Tower Bridge has always been a bit of a masterpiece when it comes to night-time lighting. The Victorians built the structure between 1886 and 1894, and although electric lighting in those days was still finding its feet, the bridge was designed with a real sense of drama. Those great Gothic towers were always meant to command attention.


The modern lighting scheme respects that perfectly. Instead of flooding everything with bright white light, the design carefully picks out the architectural elements — the stone towers, the suspension chains, the high-level walkways — allowing the bridge to sit proudly within the wider London skyline. It’s subtle, controlled, and incredibly effective.


What I particularly love is the balance. The lighting is bright enough to celebrate the structure but restrained enough that the bridge still feels elegant rather than theatrical.
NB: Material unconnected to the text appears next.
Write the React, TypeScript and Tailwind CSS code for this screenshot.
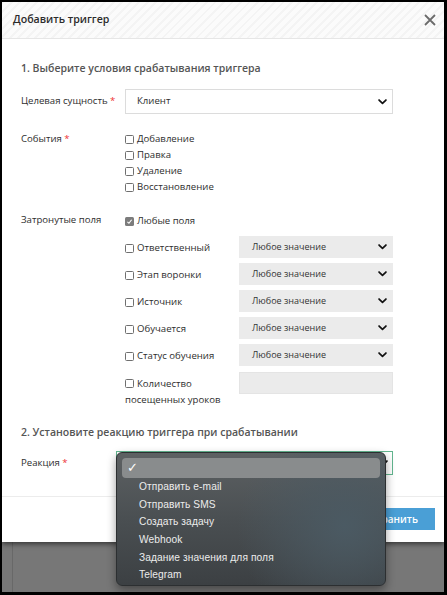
import React from 'react';

const Chevron = ({ className = '' }: { className?: string }) => (
  <svg viewBox="0 0 10 7" className={className} width="9" height="6">
    <path d="M1 1.2 L5 5 L9 1.2" fill="none" stroke="#111" strokeWidth="2" strokeLinecap="round" strokeLinejoin="round" />
  </svg>
);

const Check = ({ checked = false }: { checked?: boolean }) =>
  checked ? (
    <span className="inline-flex items-center justify-center w-[9px] h-[9px] rounded-[1.5px] bg-[#7c7c7c] shrink-0">
      <svg viewBox="0 0 10 10" width="7" height="7">
        <path d="M2 5.5 L4.2 7.5 L8 2.5" fill="none" stroke="#fff" strokeWidth="1.6" />
      </svg>
    </span>
  ) : (
    <span className="inline-block w-[9px] h-[9px] rounded-[1.5px] border border-[#6f6f6f] bg-white shrink-0" />
  );

const GraySelect = () => (
  <div className="h-[22px] bg-[#ebebeb] flex items-center justify-between pl-[13px] pr-[6px] text-[9px] text-[#333]">
    <span>Любое значение</span>
    <Chevron />
  </div>
);

const fieldRows = ['Ответственный', 'Этап воронки', 'Источник', 'Обучается', 'Статус обучения'];
const reactions = ['Отправить e-mail', 'Отправить SMS', 'Создать задачу', 'Webhook', 'Задание значения для поля', 'Telegram'];

export default function App() {
  return (
    <div className="w-[447px] h-[595px] overflow-hidden bg-black pt-[2px] pl-[2px] pr-[3px] pb-[3px] font-['Open_Sans',sans-serif]">
      <div className="relative h-full bg-[#777777] flex flex-col">
        {/* modal */}
        <div className="h-[540px] bg-white flex flex-col shadow-[0_2px_5px_rgba(0,0,0,0.55)] z-10">
          <div className="h-[37px] shrink-0 flex items-center justify-between pl-[11px] pr-[8px] border-b border-[#e6e6e6] bg-[repeating-linear-gradient(135deg,#f4f4f4_0px,#f4f4f4_2px,#fbfbfb_2px,#fbfbfb_6px)]">
            <span className="text-[10.6px] font-semibold text-[#2b2b2b]">Добавить триггер</span>
            <svg viewBox="0 0 12 12" width="12" height="12">
              <path d="M1 1 L11 11 M11 1 L1 11" stroke="#6b6b6b" strokeWidth="1.8" />
            </svg>
          </div>

          <div className="flex-1 pl-[19px] pt-[21px] text-[9.6px] text-[#2e2e2e] whitespace-nowrap">
            <div className="text-[10.5px] leading-[16px] font-semibold text-[#555]">1. Выберите условия срабатывания триггера</div>

            <div className="grid grid-cols-[104px_268px] items-center mt-[13px]">
              <span>
                Целевая сущность <span className="text-[#e33]">*</span>
              </span>
              <div className="h-[25px] border border-[#dcdcdc] flex items-center justify-between pl-[11px] pr-[5px]">
                <span>Клиент</span>
                <Chevron />
              </div>
            </div>

            <div className="grid grid-cols-[104px_268px] mt-[17px] leading-[16px]">
              <span>
                События <span className="text-[#e33]">*</span>
              </span>
              <div className="flex flex-col">
                {['Добавление', 'Правка', 'Удаление', 'Восстановление'].map((t) => (
                  <label key={t} className="flex items-center gap-[3px]">
                    <Check />
                    <span>{t}</span>
                  </label>
                ))}
              </div>
            </div>

            <div className="grid grid-cols-[104px_268px] mt-[17px] leading-[16px]">
              <span>Затронутые поля</span>
              <div className="flex flex-col">
                <label className="flex items-center gap-[3px] mt-[1px]">
                  <Check checked />
                  <span>Любые поля</span>
                </label>
                <div className="flex flex-col gap-[5px] mt-[7px]">
                  {fieldRows.map((t) => (
                    <div key={t} className="grid grid-cols-[114px_154px] items-center">
                      <label className="flex items-center gap-[3px] pt-[2px]">
                        <Check />
                        <span>{t}</span>
                      </label>
                      <GraySelect />
                    </div>
                  ))}
                  <div className="grid grid-cols-[114px_154px] items-start mt-[1px]">
                    <div className="leading-[15px] pt-[4px]">
                      <span className="inline-flex items-center gap-[3px]">
                        <Check />
                        <span>Количество</span>
                      </span>
                      <br />
                      посещенных уроков
                    </div>
                    <div className="h-[22px] bg-[#ebebeb] border border-[#e4e4e4]" />
                  </div>
                </div>
              </div>
            </div>

            <div className="text-[10.5px] leading-[16px] font-semibold text-[#555] mt-[17px]">2. Установите реакцию триггера при срабатывании</div>

            <div className="grid grid-cols-[95px_277px] items-center mt-[11px]">
              <span>
                Реакция <span className="text-[#e33]">*</span>
              </span>
              <div className="h-[24px] border border-[#62b58f] flex items-center justify-end pr-[4px]">
                <Chevron />
              </div>
            </div>
          </div>

          <div className="h-[46px] shrink-0 border-t border-[#ececec] flex justify-end items-start pt-[11px] pr-[9px]">
            <button className="h-[22px] px-[17px] bg-[#4a9fd6] text-white text-[10px] font-semibold">Сохранить</button>
          </div>
        </div>

        {/* page behind */}
        <div className="flex-1 pl-[10px]">
          <div className="h-full border-l border-[#686868]" />
        </div>

        {/* native dropdown menu */}
        <div className="absolute left-[114px] top-[450px] w-[270px] h-[134px] z-20 rounded-[6px] border border-[#2c2f31] shadow-[0_4px_10px_rgba(0,0,0,0.4)] bg-[radial-gradient(circle_at_85%_55%,#4b5a63_0%,rgba(75,90,99,0)_45%),linear-gradient(180deg,#5d6163_0%,#4a4f52_50%,#3c4043_100%)] p-[5px] font-['Liberation_Sans',sans-serif]">
          <div className="h-[20px] rounded-[4px] bg-[#898c8d] flex items-center pl-[5px] text-white text-[13px]">✓</div>
          <div className="flex flex-col">
            {reactions.map((r) => (
              <div key={r} className="h-[17.6px] flex items-center pl-[17px] text-[10.2px] tracking-[0.1px] text-[#ececec]">
                {r}
              </div>
            ))}
          </div>
        </div>
      </div>
    </div>
  );
}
When you add reflections dancing across the Thames and the occasional riverboat passing underneath, the whole scene becomes a moving light composition.


From a garden lighting perspective, there’s actually a lovely lesson here. Good lighting rarely shouts. It reveals shape, texture and structure quietly, allowing the architecture, or the garden to tell its own story.


Of course, standing there watching it, I did briefly remind myself that I’m probably the only chap on the riverbank analysing bridge uplighting while everyone else is admiring the view.


But that, I’m afraid, is the nature of a proper lighting obsession.